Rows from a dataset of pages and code
========================================================================

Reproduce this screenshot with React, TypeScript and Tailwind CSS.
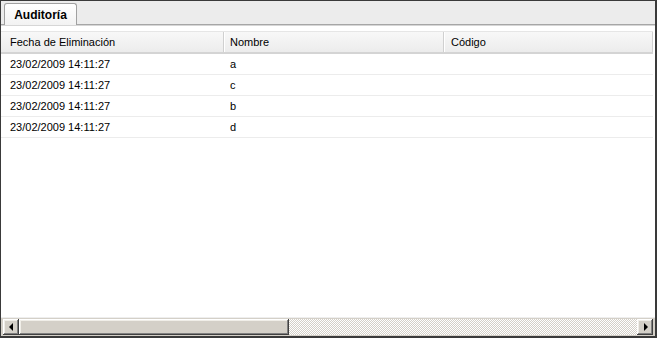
import React from "react";

const rows = [
  { fecha: "23/02/2009 14:11:27", nombre: "a", codigo: "" },
  { fecha: "23/02/2009 14:11:27", nombre: "c", codigo: "" },
  { fecha: "23/02/2009 14:11:27", nombre: "b", codigo: "" },
  { fecha: "23/02/2009 14:11:27", nombre: "d", codigo: "" },
];

const bevel =
  "bg-[#d4d0c8] shadow-[inset_-1px_-1px_#404040,inset_1px_1px_#ffffff,inset_-2px_-2px_#808080,inset_2px_2px_#f0eee8]";

function ScrollButton({ dir }: { dir: "left" | "right" }) {
  return (
    <div className={`w-[16px] h-[16px] flex items-center justify-center shrink-0 ${bevel}`}>
      {dir === "left" ? (
        <div className="w-0 h-0 border-y-[4px] border-y-transparent border-r-[4px] border-r-black mr-[1px]" />
      ) : (
        <div className="w-0 h-0 border-y-[4px] border-y-transparent border-l-[4px] border-l-black ml-[1px]" />
      )}
    </div>
  );
}

export default function App() {
  const cols = ["w-[223px]", "w-[220px]", "flex-1"];
  const pads = ["pl-[9px]", "pl-[6px]", "pl-[7px]"];
  const headers = ["Fecha de Eliminación", "Nombre", "Código"];

  return (
    <div className="w-[658px] h-[339px] bg-white font-['Liberation_Sans',Arial,sans-serif] text-[11px] text-black">
      <div className="w-[657px] h-[338px] border-t border-l border-r-2 border-b-2 border-[#3a3a3a] flex flex-col">
        {/* tab strip */}
        <div className="h-[24px] bg-[#ececec] border-b border-[#a6a6a6] flex items-end pl-[3px] shrink-0">
          <div className="h-[22px] w-[73px] -mb-[1px] rounded-t-[3px] border border-b-0 border-[#a0a0a0] bg-gradient-to-b from-[#ffffff] to-[#f2f2f2] flex items-center justify-center font-bold text-[12px]">
            Auditoría
          </div>
        </div>
        <div className="h-[1px] bg-[#d6d6d6] shrink-0" />

        {/* grid */}
        <div className="flex-1 flex flex-col pt-[5px] pr-[2px] bg-white">
          <div className="flex h-[23px] border-t border-[#e6e6e6] border-b-2 border-b-[#d4d4d4] bg-gradient-to-b from-[#f8f8f8] to-[#ececec] shrink-0">
            {headers.map((h, i) => (
              <div
                key={h}
                className={`${cols[i]} ${pads[i]} flex items-center ${
                  i < 2 ? "border-r border-[#d0d0d0] shadow-[1px_0_#ffffff]" : "border-r border-[#d0d0d0]"
                }`}
              >
                {h}
              </div>
            ))}
          </div>
          {rows.map((r, idx) => (
            <div key={idx} className="flex h-[21px] border-b border-[#ececec] shrink-0">
              <div className={`${cols[0]} ${pads[0]} flex items-center`}>{r.fecha}</div>
              <div className={`${cols[1]} ${pads[1]} flex items-center`}>{r.nombre}</div>
              <div className={`${cols[2]} ${pads[2]} flex items-center`}>{r.codigo}</div>
            </div>
          ))}
          <div className="flex-1" />
        </div>

        {/* horizontal scrollbar */}
        <div className="h-[19px] bg-[#d4d0c8] border-t border-[#eeeeee] flex items-center px-[2px] shrink-0">
          <ScrollButton dir="left" />
          <div className={`w-[270px] h-[16px] shrink-0 ${bevel}`} />
          <div className="flex-1 h-[16px] [background:repeating-conic-gradient(#d4d0c8_0_25%,#ffffff_0_50%)_0_0/2px_2px]" />
          <ScrollButton dir="right" />
        </div>
      </div>
    </div>
  );
}
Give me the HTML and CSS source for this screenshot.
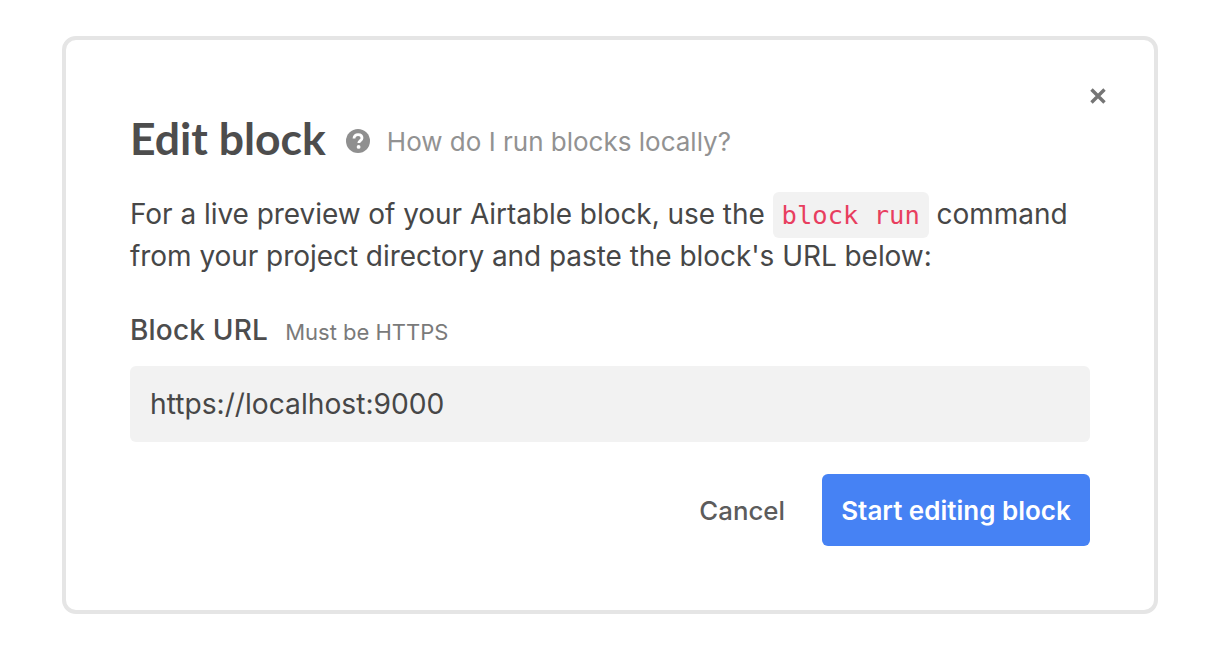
FILE: index.html
```html
<!DOCTYPE html>
<html lang="en">
<head>
<meta charset="utf-8">
<title>Edit block</title>
<link rel="stylesheet" href="styles.css">
</head>
<body>
<div class="dialog">
  <button class="close" aria-label="Close">
    <svg width="16" height="16" viewBox="0 0 16 16"><path d="M1.5 1.5L14.5 14.5M14.5 1.5L1.5 14.5" fill="none" stroke="#757575" stroke-width="3.4"/></svg>
  </button>
  <div class="head">
    <h1 class="title">Edit block</h1>
    <svg class="help" width="24" height="24" viewBox="0 0 24 24"><circle cx="12" cy="12" r="12" fill="#8f8f8f"/><path d="M8 9.4C8 7 9.8 5.6 12.1 5.6C14.4 5.6 16 7 16 9C16 11.6 12.8 11.6 12.8 14" fill="none" stroke="#fff" stroke-width="2.8"/><circle cx="12.6" cy="17.9" r="1.9" fill="#fff"/></svg>
    <a class="help-link">How do I run blocks locally?</a>
  </div>
  <p class="desc">For a live preview of your Airtable block, use the <code class="cmd">block run</code> command<br>from your project directory and paste the block's URL below:</p>
  <div class="label-row">
    <span class="label">Block URL</span>
    <span class="hint">Must be HTTPS</span>
  </div>
  <div class="input">https://localhost:9000</div>
  <div class="actions">
    <span class="cancel">Cancel</span>
    <button class="primary">Start editing block</button>
  </div>
</div>
</body>
</html>
```
FILE: styles.css
```css
* { box-sizing: border-box; }
html, body { margin: 0; background: #fff; }
body { padding: 36px 66px 34px 62px; font-family: Inter, "Liberation Sans", sans-serif; color: #444; }
.dialog {
  position: relative;
  width: 1096px;
  height: 578px;
  border: 4px solid #e5e5e5;
  border-radius: 14px;
  padding: 70px 64px 0;
  background: #fff;
}
.close { position: absolute; top: 48px; right: 48px; width: 16px; height: 16px; padding: 0; border: 0; background: none; display: block; }
.close svg { display: block; }
.head { display: flex; align-items: center; height: 60px; }
.title { margin: 0 0 4px; font: 700 44.5px/60px Lato, sans-serif; color: #4d4d4d; }
.help { margin-left: 20px; flex: none; position: relative; top: 1px; }
.help-link { margin-left: 17px; font-size: 26px; color: #929292; position: relative; top: 1px; }
.desc { margin: 23px 0 0; font-size: 28px; line-height: 42px; letter-spacing: -0.05px; color: #474747; }
.cmd {
  font: 25.5px/1 "DejaVu Sans Mono", monospace;
  letter-spacing: 0;
  padding: 8px 9px;
  background: #f2f2f2;
  border-radius: 6px;
  color: #e83e5f;
}
.label-row { display: flex; align-items: baseline; margin-top: 33px; }
.label { font-size: 28px; font-weight: 500; line-height: 40px; letter-spacing: 0.2px; color: #4d4d4d; }
.hint { margin-left: 17px; font-size: 22px; color: #7a7a7a; }
.input {
  margin-top: 16px;
  height: 76px;
  padding: 0 20px;
  background: #f2f2f2;
  border-radius: 6px;
  font-size: 28.2px;
  line-height: 76px;
  color: #474747;
}
.actions { display: flex; justify-content: flex-end; align-items: center; margin-top: 32px; }
.cancel { font-size: 25.8px; font-weight: 500; color: #5c5c5c; margin-right: 37px; }
.primary {
  width: 268px;
  height: 72px;
  padding: 0;
  border: 0;
  border-radius: 6px;
  background: #4682f4;
  color: #fff;
  font: 600 26px Inter, sans-serif;
}
```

========================================================================

**Set task**: Write out each line of the data exactly; the images should be left out.

**Full response**:
Reproduce this screenshot with React, TypeScript and Tailwind CSS.
import React from "react";

const rows = [
  { fecha: "23/02/2009 14:11:27", nombre: "a", codigo: "" },
  { fecha: "23/02/2009 14:11:27", nombre: "c", codigo: "" },
  { fecha: "23/02/2009 14:11:27", nombre: "b", codigo: "" },
  { fecha: "23/02/2009 14:11:27", nombre: "d", codigo: "" },
];

const bevel =
  "bg-[#d4d0c8] shadow-[inset_-1px_-1px_#404040,inset_1px_1px_#ffffff,inset_-2px_-2px_#808080,inset_2px_2px_#f0eee8]";

function ScrollButton({ dir }: { dir: "left" | "right" }) {
  return (
    <div className={`w-[16px] h-[16px] flex items-center justify-center shrink-0 ${bevel}`}>
      {dir === "left" ? (
        <div className="w-0 h-0 border-y-[4px] border-y-transparent border-r-[4px] border-r-black mr-[1px]" />
      ) : (
        <div className="w-0 h-0 border-y-[4px] border-y-transparent border-l-[4px] border-l-black ml-[1px]" />
      )}
    </div>
  );
}

export default function App() {
  const cols = ["w-[223px]", "w-[220px]", "flex-1"];
  const pads = ["pl-[9px]", "pl-[6px]", "pl-[7px]"];
  const headers = ["Fecha de Eliminación", "Nombre", "Código"];

  return (
    <div className="w-[658px] h-[339px] bg-white font-['Liberation_Sans',Arial,sans-serif] text-[11px] text-black">
      <div className="w-[657px] h-[338px] border-t border-l border-r-2 border-b-2 border-[#3a3a3a] flex flex-col">
        {/* tab strip */}
        <div className="h-[24px] bg-[#ececec] border-b border-[#a6a6a6] flex items-end pl-[3px] shrink-0">
          <div className="h-[22px] w-[73px] -mb-[1px] rounded-t-[3px] border border-b-0 border-[#a0a0a0] bg-gradient-to-b from-[#ffffff] to-[#f2f2f2] flex items-center justify-center font-bold text-[12px]">
            Auditoría
          </div>
        </div>
        <div className="h-[1px] bg-[#d6d6d6] shrink-0" />

        {/* grid */}
        <div className="flex-1 flex flex-col pt-[5px] pr-[2px] bg-white">
          <div className="flex h-[23px] border-t border-[#e6e6e6] border-b-2 border-b-[#d4d4d4] bg-gradient-to-b from-[#f8f8f8] to-[#ececec] shrink-0">
            {headers.map((h, i) => (
              <div
                key={h}
                className={`${cols[i]} ${pads[i]} flex items-center ${
                  i < 2 ? "border-r border-[#d0d0d0] shadow-[1px_0_#ffffff]" : "border-r border-[#d0d0d0]"
                }`}
              >
                {h}
              </div>
            ))}
          </div>
          {rows.map((r, idx) => (
            <div key={idx} className="flex h-[21px] border-b border-[#ececec] shrink-0">
              <div className={`${cols[0]} ${pads[0]} flex items-center`}>{r.fecha}</div>
              <div className={`${cols[1]} ${pads[1]} flex items-center`}>{r.nombre}</div>
              <div className={`${cols[2]} ${pads[2]} flex items-center`}>{r.codigo}</div>
            </div>
          ))}
          <div className="flex-1" />
        </div>

        {/* horizontal scrollbar */}
        <div className="h-[19px] bg-[#d4d0c8] border-t border-[#eeeeee] flex items-center px-[2px] shrink-0">
          <ScrollButton dir="left" />
          <div className={`w-[270px] h-[16px] shrink-0 ${bevel}`} />
          <div className="flex-1 h-[16px] [background:repeating-conic-gradient(#d4d0c8_0_25%,#ffffff_0_50%)_0_0/2px_2px]" />
          <ScrollButton dir="right" />
        </div>
      </div>
    </div>
  );
}
Give me the HTML and CSS source for this screenshot.
FILE: index.html
```html
<!DOCTYPE html>
<html lang="en">
<head>
<meta charset="utf-8">
<title>Edit block</title>
<link rel="stylesheet" href="styles.css">
</head>
<body>
<div class="dialog">
  <button class="close" aria-label="Close">
    <svg width="16" height="16" viewBox="0 0 16 16"><path d="M1.5 1.5L14.5 14.5M14.5 1.5L1.5 14.5" fill="none" stroke="#757575" stroke-width="3.4"/></svg>
  </button>
  <div class="head">
    <h1 class="title">Edit block</h1>
    <svg class="help" width="24" height="24" viewBox="0 0 24 24"><circle cx="12" cy="12" r="12" fill="#8f8f8f"/><path d="M8 9.4C8 7 9.8 5.6 12.1 5.6C14.4 5.6 16 7 16 9C16 11.6 12.8 11.6 12.8 14" fill="none" stroke="#fff" stroke-width="2.8"/><circle cx="12.6" cy="17.9" r="1.9" fill="#fff"/></svg>
    <a class="help-link">How do I run blocks locally?</a>
  </div>
  <p class="desc">For a live preview of your Airtable block, use the <code class="cmd">block run</code> command<br>from your project directory and paste the block's URL below:</p>
  <div class="label-row">
    <span class="label">Block URL</span>
    <span class="hint">Must be HTTPS</span>
  </div>
  <div class="input">https://localhost:9000</div>
  <div class="actions">
    <span class="cancel">Cancel</span>
    <button class="primary">Start editing block</button>
  </div>
</div>
</body>
</html>
```
FILE: styles.css
```css
* { box-sizing: border-box; }
html, body { margin: 0; background: #fff; }
body { padding: 36px 66px 34px 62px; font-family: Inter, "Liberation Sans", sans-serif; color: #444; }
.dialog {
  position: relative;
  width: 1096px;
  height: 578px;
  border: 4px solid #e5e5e5;
  border-radius: 14px;
  padding: 70px 64px 0;
  background: #fff;
}
.close { position: absolute; top: 48px; right: 48px; width: 16px; height: 16px; padding: 0; border: 0; background: none; display: block; }
.close svg { display: block; }
.head { display: flex; align-items: center; height: 60px; }
.title { margin: 0 0 4px; font: 700 44.5px/60px Lato, sans-serif; color: #4d4d4d; }
.help { margin-left: 20px; flex: none; position: relative; top: 1px; }
.help-link { margin-left: 17px; font-size: 26px; color: #929292; position: relative; top: 1px; }
.desc { margin: 23px 0 0; font-size: 28px; line-height: 42px; letter-spacing: -0.05px; color: #474747; }
.cmd {
  font: 25.5px/1 "DejaVu Sans Mono", monospace;
  letter-spacing: 0;
  padding: 8px 9px;
  background: #f2f2f2;
  border-radius: 6px;
  color: #e83e5f;
}
.label-row { display: flex; align-items: baseline; margin-top: 33px; }
.label { font-size: 28px; font-weight: 500; line-height: 40px; letter-spacing: 0.2px; color: #4d4d4d; }
.hint { margin-left: 17px; font-size: 22px; color: #7a7a7a; }
.input {
  margin-top: 16px;
  height: 76px;
  padding: 0 20px;
  background: #f2f2f2;
  border-radius: 6px;
  font-size: 28.2px;
  line-height: 76px;
  color: #474747;
}
.actions { display: flex; justify-content: flex-end; align-items: center; margin-top: 32px; }
.cancel { font-size: 25.8px; font-weight: 500; color: #5c5c5c; margin-right: 37px; }
.primary {
  width: 268px;
  height: 72px;
  padding: 0;
  border: 0;
  border-radius: 6px;
  background: #4682f4;
  color: #fff;
  font: 600 26px Inter, sans-serif;
}
```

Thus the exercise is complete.